Early mammal could help answer one of biology’s biggest question
August 14, 2024 12:29 PM   Subscribe

 
"all mammals today have this rapid juvenile growth...[where growth stops at maturity]"
The article is telling us that the mammalian advantage was childhood. Rapid development to a big-enough adult size, rather than just slowly getting bigger and bigger like a lobster.

These protomammals didn't have childhood.
“Specifically, these little shrew-like animals, despite appearances, probably lived and died more like reptiles, with a long growth trajectory through childhood to maturity, and then a much longer lifespan than the live fast, die young approach of today’s small mammals”
posted by justsomebodythatyouusedtoknow at 1:25 PM on August 14 [2 favorites]


Mmmm... I'd say it addresses the how of mammals' success. I think the "why" is, these were the kinds of land tetrapods that could survive the K/T event, so that after the K/T boundary they are the only game in town. Of course they radiate into all kinds of niches.

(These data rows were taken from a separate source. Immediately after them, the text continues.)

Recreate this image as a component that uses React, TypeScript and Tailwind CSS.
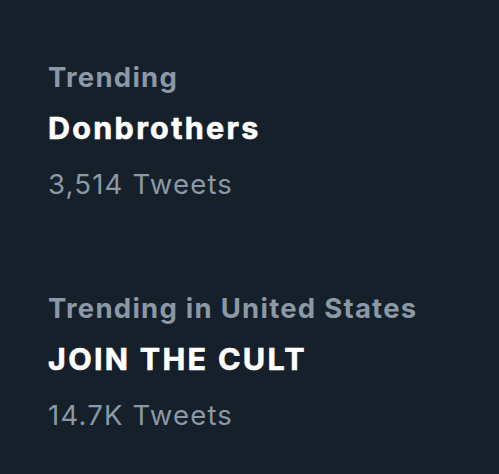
import React from "react";

const trends = [
  { context: "Trending", name: "Donbrothers", count: "3,514 Tweets" },
  { context: "Trending in United States", name: "JOIN THE CULT", count: "14.7K Tweets" },
];

const TrendItem = ({
  context,
  name,
  count,
}: {
  context: string;
  name: string;
  count: string;
}) => (
  <div className="flex flex-col">
    <p className="text-[27.5px] leading-[36px] font-bold tracking-[1.25px] text-[#8b98a5]">
      {context}
    </p>
    <p className="mt-[13px] text-[30.5px] leading-[40px] font-bold tracking-[2.3px] text-white [-webkit-text-stroke:0.6px_white]">
      {name}
    </p>
    <p className="mt-[18px] text-[27.5px] leading-[36px] tracking-[1.2px] text-[#8b98a5]">
      {count}
    </p>
  </div>
);

export default function App() {
  return (
    <div
      className="flex h-[474px] w-[499px] flex-col gap-[88px] bg-[#15202b] pt-[59px] pl-[48px]"
      style={{ fontFamily: "Inter, 'Liberation Sans', sans-serif" }}
    >
      {trends.map((t) => (
        <TrendItem key={t.name} {...t} />
      ))}
    </div>
  );
}
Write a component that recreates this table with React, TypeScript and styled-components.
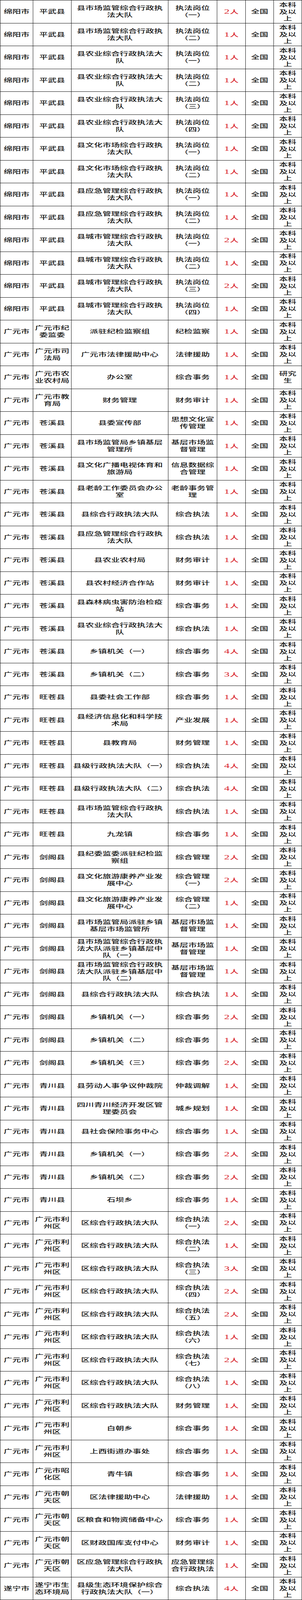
import React from 'react';
import styled, { createGlobalStyle } from 'styled-components';

type Row = [string, string, string, string, number, string?];

const MY = '绵阳市';
const GY = '广元市';
const PW = '平武县';
const CX = '苍溪县';
const WC = '旺苍县';
const JG = '剑阁县';
const QC = '青川县';
const LZ = '广元市利州区';
const CT = '广元市朝天区';
const LZ_TEAM = '区综合行政执法大队';
const JG_MID = '县市场监管综合行政执法大队派驻乡镇基层中队';

const rows: Row[] = [
  [MY, PW, '县市场监管综合行政执法大队', '执法岗位（一）', 2],
  [MY, PW, '县市场监管综合行政执法大队', '执法岗位（二）', 1],
  [MY, PW, '县农业综合行政执法大队', '执法岗位（一）', 1],
  [MY, PW, '县农业综合行政执法大队', '执法岗位（二）', 1],
  [MY, PW, '县农业综合行政执法大队', '执法岗位（三）', 1],
  [MY, PW, '县农业综合行政执法大队', '执法岗位（四）', 1],
  [MY, PW, '县文化市场综合行政执法大队', '执法岗位（一）', 1],
  [MY, PW, '县文化市场综合行政执法大队', '执法岗位（二）', 1],
  [MY, PW, '县应急管理综合行政执法大队', '执法岗位（一）', 1],
  [MY, PW, '县应急管理综合行政执法大队', '执法岗位（二）', 1],
  [MY, PW, '县城市管理综合行政执法大队', '执法岗位（一）', 2],
  [MY, PW, '县城市管理综合行政执法大队', '执法岗位（二）', 1],
  [MY, PW, '县城市管理综合行政执法大队', '执法岗位（三）', 2],
  [MY, PW, '县城市管理综合行政执法大队', '执法岗位（四）', 1],
  [GY, '广元市纪委监委', '派驻纪检监察组', '纪检监察', 1],
  [GY, '广元市司法局', '广元市法律援助中心', '法律援助', 1],
  [GY, '广元市农业农村局', '办公室', '综合事务', 1, '研究生'],
  [GY, '广元市教育局', '财务管理', '财务审计', 1],
  [GY, CX, '县委宣传部', '思想文化宣传管理', 1],
  [GY, CX, '县市场监管局乡镇基层管理所', '基层市场监督管理', 1],
  [GY, CX, '县文化广播电视体育和旅游局', '信息数据综合管理', 1],
  [GY, CX, '县老龄工作委员会办公室', '老龄事务管理', 1],
  [GY, CX, '县综合行政执法大队', '综合执法', 1],
  [GY, CX, '县应急管理综合行政执法大队', '综合执法', 1],
  [GY, CX, '县农业农村局', '财务审计', 1],
  [GY, CX, '县农村经济合作站', '财务审计', 1],
  [GY, CX, '县森林病虫害防治检疫站', '综合事务', 1],
  [GY, CX, '县农业综合行政执法大队', '综合执法', 1],
  [GY, CX, '乡镇机关（一）', '综合事务', 4],
  [GY, CX, '乡镇机关（二）', '综合事务', 3],
  [GY, WC, '县委社会工作部', '综合事务', 1],
  [GY, WC, '县经济信息化和科学技术局', '产业发展', 1],
  [GY, WC, '县教育局', '财务管理', 1],
  [GY, WC, '县级行政执法大队（一）', '综合执法', 4],
  [GY, WC, '县级行政执法大队（二）', '综合执法', 4],
  [GY, WC, '县市场监管综合行政执法大队', '综合执法', 1],
  [GY, WC, '九龙镇', '综合事务', 1],
  [GY, JG, '县纪委监委派驻纪检监察组', '综合管理', 2],
  [GY, JG, '县文化旅游康养产业发展中心', '综合管理（一）', 2],
  [GY, JG, '县文化旅游康养产业发展中心', '综合管理（二）', 1],
  [GY, JG, '县市场监管局派驻乡镇基层市场监管所', '基层市场监督管理', 1],
  [GY, JG, JG_MID + '（一）', '基层市场监督管理', 1],
  [GY, JG, JG_MID + '（二）', '基层市场监督管理', 1],
  [GY, JG, '县综合行政执法大队', '综合执法', 1],
  [GY, JG, '乡镇机关（一）', '综合事务', 2],
  [GY, JG, '乡镇机关（二）', '综合事务', 1],
  [GY, JG, '乡镇机关（三）', '综合事务', 2],
  [GY, QC, '县劳动人事争议仲裁院', '仲裁调解', 1],
  [GY, QC, '四川青川经济开发区管理委员会', '城乡规划', 1],
  [GY, QC, '县社会保险事务中心', '综合事务', 1],
  [GY, QC, '乡镇机关（一）', '综合事务', 2],
  [GY, QC, '乡镇机关（二）', '综合事务', 2],
  [GY, QC, '石坝乡', '综合事务', 1],
  [GY, LZ, LZ_TEAM, '综合执法（一）', 2],
  [GY, LZ, LZ_TEAM, '综合执法（二）', 1],
  [GY, LZ, LZ_TEAM, '综合执法（三）', 3],
  [GY, LZ, LZ_TEAM, '综合执法（四）', 2],
  [GY, LZ, LZ_TEAM, '综合执法（五）', 2],
  [GY, LZ, LZ_TEAM, '综合执法（六）', 1],
  [GY, LZ, LZ_TEAM, '综合执法（七）', 2],
  [GY, LZ, LZ_TEAM, '综合执法（八）', 1],
  [GY, LZ, LZ_TEAM, '财务管理', 1],
  [GY, LZ, '白朝乡', '综合事务', 1],
  [GY, LZ, '上西街道办事处', '综合事务', 1],
  [GY, '广元市昭化区', '青牛镇', '综合事务', 1],
  [GY, CT, '区法律援助中心', '法律援助', 1],
  [GY, CT, '区粮食和物资储备中心', '综合事务', 1],
  [GY, CT, '区财政国库支付中心', '财务审计', 1],
  [GY, CT, '区应急管理综合行政执法大队', '应急管理综合行政执法', 1],
  ['遂宁市', '遂宁市生态环境局', '县级生态环境保护综合行政执法大队（一）', '综合执法', 4],
];

const GlobalStyle = createGlobalStyle`
  html, body {
    margin: 0;
    padding: 0;
    background: #ffffff;
  }
  body {
    overflow: hidden;
  }
`;

// the sheet fills the whole viewport height, one equal track per row
const Sheet = styled.div<{ $rows: number }>`
  display: grid;
  grid-template-columns: 84px 98px 248px 125px 73px 72px 72px;
  grid-template-rows: repeat(${props => props.$rows}, 1fr);
  width: 773px;
  height: 100vh;
  box-sizing: border-box;
  border-left: 1px solid #111;
  border-top: 1px solid #111;
  font-family: 'Liberation Serif', 'Noto Sans CJK SC', serif;
  font-size: 22px;
  font-weight: 500;
  color: #111;
`;

const Cell = styled.div<{ $red?: boolean }>`
  display: flex;
  align-items: center;
  justify-content: center;
  min-height: 0;
  box-sizing: border-box;
  padding: 0 4px;
  border-right: 1px solid #111;
  border-bottom: 1px solid #111;
  text-align: center;
  color: ${props => (props.$red ? '#d8232b' : 'inherit')};
`;

// glyphs in the sheet are squat: keep the width, flatten the height
const Text = styled.span`
  display: block;
  line-height: 29.5px;
  transform: scaleY(0.6);
  transform-origin: center;
`;

const Num = styled.span`
  font-size: 28px;
  font-weight: 400;
  margin-right: 1px;
`;

const App = () => {
  return (
    <>
      <GlobalStyle />
      <Sheet $rows={rows.length}>
        {rows.map(([city, county, dept, post, count, edu], i) => (
          <React.Fragment key={i}>
            <Cell><Text>{city}</Text></Cell>
            <Cell><Text>{county}</Text></Cell>
            <Cell><Text>{dept}</Text></Cell>
            <Cell><Text>{post}</Text></Cell>
            <Cell $red>
              <Text><Num>{count}</Num>人</Text>
            </Cell>
            <Cell><Text>全国</Text></Cell>
            <Cell><Text>{edu || '本科及以上'}</Text></Cell>
          </React.Fragment>
        ))}
      </Sheet>
    </>
  );
};

export default App;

Childhood is important in the way that changes to morphology are changes in childhood development. Plausibly having this rapid childhood phase gave one lineage a lever that it could use to get into a lot of niches, fast.
posted by Aardvark Cheeselog at 2:34 PM on August 14


A shorter lifespan means you need less cancer defenses. I'd expect cancer defenses must be expensive since in mammals they corrolate so closely with size.

A childhood might seperate when you allocate energy for development from when you allocate energy for reproduction. It's maybe that short lifespans that permit faster evolution, includng expansion into more niches, with childhood merely being a strategy to further shortten lifespans.

Annuals vs bi-annuals vs perennials vs bushes/trees maybe similar, with reptiles being like perennials or bushes/trees, and mammals being more like annuals or bi-annuals. It's easy for plants to evolve back n forth among these strategies though, but not so easy for animals.

In this, it's possible short lifespans plus childhood fit endotherms better, meaning if you waste energy heating yourself then you should die young, so selection pressures acts fast, but if you depend upon the ambient warmth then your life adjusts more anyways, so slow continuous growth remains advantageous.

Importantly, mammals and birds both developed endothermy, shorter lifespans, and childhood independently, since their split goes much further back, so likely the same selection pressures acted independently upon both, and maybe concurrently.

We think human civilization emerged becasue the climate remained exceptionally stable for the past 12,000 years, but we've a similar story for reptiles and mammals if we look much further back.

Amniotes evolved 350 mya, but reptiles evolved 315 mya when the climate wiggles became way less nasty. Around 95 mya ago birds emerge at the beginning of a long overall downward trend for temperatures, so maybe all these traits, in both mammals and birds, comes from adapting to ever colder & colder climates?

Amusingly, childhood sounds important for intelegence, so maybe one could subivide the intelegence term in the Drake equation. In fact, you might first rule out intelegence from emerging around starts that've started becomming brighter with age, and then require that animals with childhoods be pushed back into long lifespans, say by occupying niches after a long cooling, meteor strike, etc. Alright, that's going too far, but amusing.
posted by jeffburdges at 4:46 PM on August 14


Of course they radiate into all kinds of niches.

There is definitely an "everyone who makes a wheel makes it round" element to this. Things evolve and fill niches and specialize. Then an extinction event happens and the critters that stayed generalists are the ones that can hold on. Things get stable and with all the niches clear, whatever is still around evolves to fill those niches.

But it's still true that a long snout with rows of small sharp is the best way to catch quick little fish. Dense forests tend to favor large ambush predators which then pushes prey to get larger (or smaller), plains and grasslands favor small lighter faster critters. The same body plans evolve over again all the time.